Tracking Disk Usage on the Application Block Device

This section demonstrates how to use Cloudera Manager to chart disk usage on the Application block device over time, and to create a trigger to notify cluster administrators when free space on the block device falls below a certain threshold. The latter is particularly important because once the Application block device runs out of memory, Cloudera Data Science Workbench will stop launching any new sessions or jobs. Advance notifications will give administrators a chance to expand the block device or cleanup existing data before Cloudera Data Science Workbench users run into any problems.

Create a Chart to Track Disk Usage on the Application Block Device

The following steps use Cloudera Manager's Chart Builder to track disk usage on the Application Block Device (mounted to /var/lib/cdsw on the CDSW master host) over time.
  1. Log into the Cloudera Manager Admin Console.
  2. Click Charts > Chart Builder.
  3. Enter a tsquery that charts memory usage on the block device. For example, the following tsquery creates a chart to track unallocated memory on the Application block device.
    select capacity_free where mountpoint="/var/lib/cdsw" and category=FILESYSTEM and hostname="<CDSW_Master_hostname>"
    Alternatively, you could use the following tsquery to track the amount of memory already in use on the block device.
    select capacity, capacity_used where mountpoint="/var/lib/cdsw" and category=FILESYSTEM and hostname="<CDSW_Master_hostname>"
    Make sure you insert the hostname for your master host as indicated in the queries.
  4. Click Build Chart. You should see a preview of the chart below.



  5. Click Save.
  6. Enter a name for the chart.
  7. Select Add chart to another dashboard. From the dropdown list of available System Dashboards, select CDH Cloudera Data Science Workbench Status Page.
  8. Click Save Chart. If you navigate back to the CDSW service page, you should now see the new chart on this page.

    For more details about Cloudera Manager's Chart Builder, see the following topic in the Cloudera Manager documentation: Charting Time Series Data.
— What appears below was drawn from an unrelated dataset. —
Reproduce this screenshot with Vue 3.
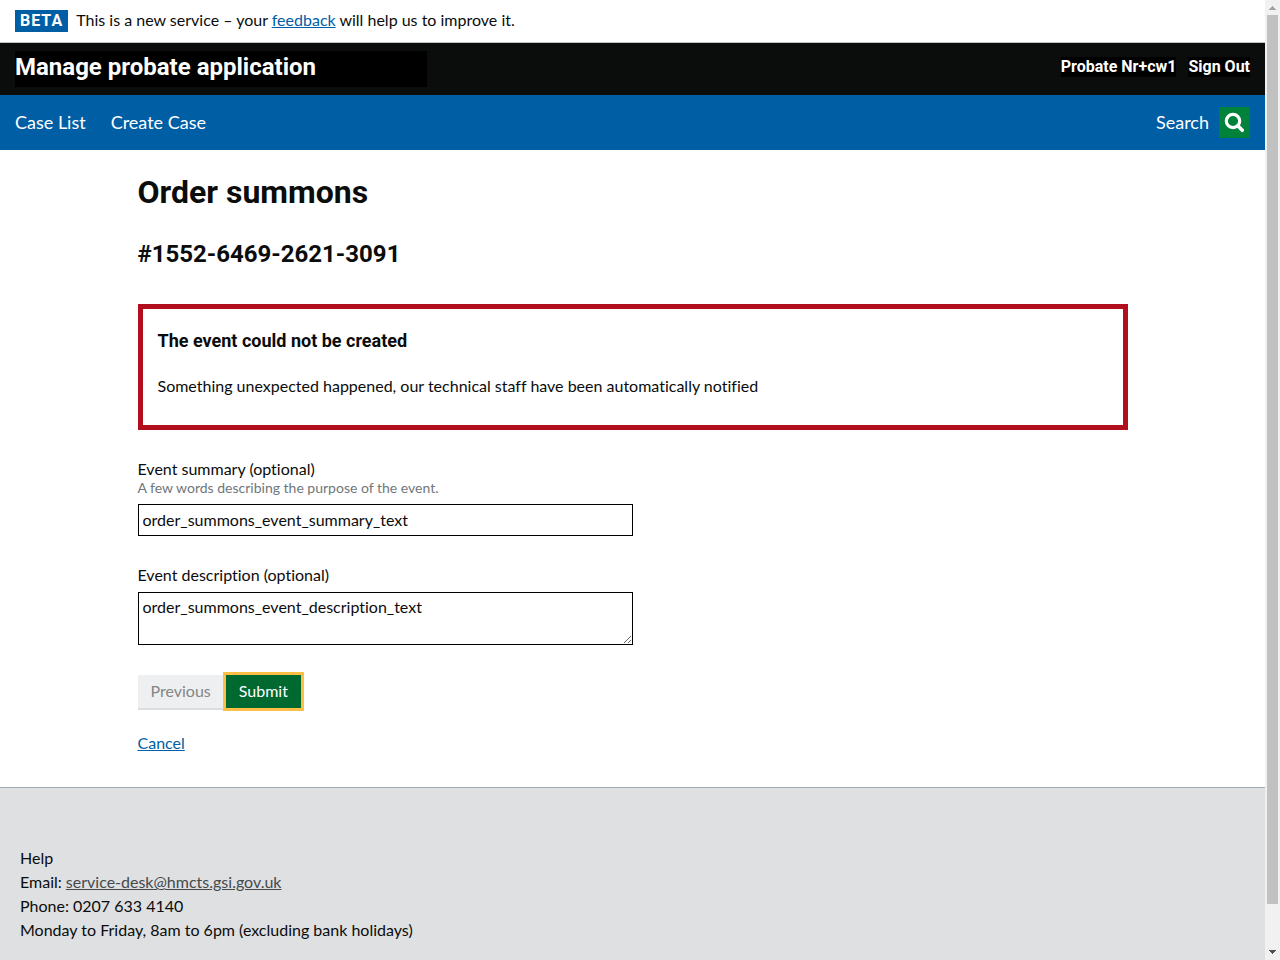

Create a Trigger to Notify Cluster Administrators when Free Space Runs Low

The following steps create a trigger to alert Cloudera Manager cluster administrators when free space on the Application Block Device has fallen below a specific threshold.
  1. Log in to Cloudera Manager and go to the CDSW service page.
  2. Click Create Trigger.
  3. Give the trigger a name.
  4. Modify the Expression field to include a condition for the trigger to fire. For example, if the trigger should fire when unallocated memory on the Application Block Device falls below 250GB, the expression should be:
    IF (select capacity_free where mountpoint="/var/lib/cdsw" and category=FILESYSTEM and hostname="<CDSW_Master_hostname>" and LAST (capacity_free) < 250GB) DO health:concerning
    On the right hand side of the page, you should see a preview of the query you have entered and a chart that displays the result of the query as in the following sample image. Note that if the query is incorrect or incomplete you will not see the preview on the right.


  5. Click Create Trigger. If you navigate back to the CDSW service page, you should now see the new trigger in the list of Health Tests.

    For more details about Triggers, refer the following topic in the Cloudera Manager documentation: Triggers.

Creating Diagnostic Bundles

Diagnostic data for Cloudera Data Science Workbench is now available as part of the Cloudera Manager diagnostic bundle. For details on usage and diagnostic data collection in Cloudera Data Science Workbench, see Data Collection in Cloudera Data Science Workbench.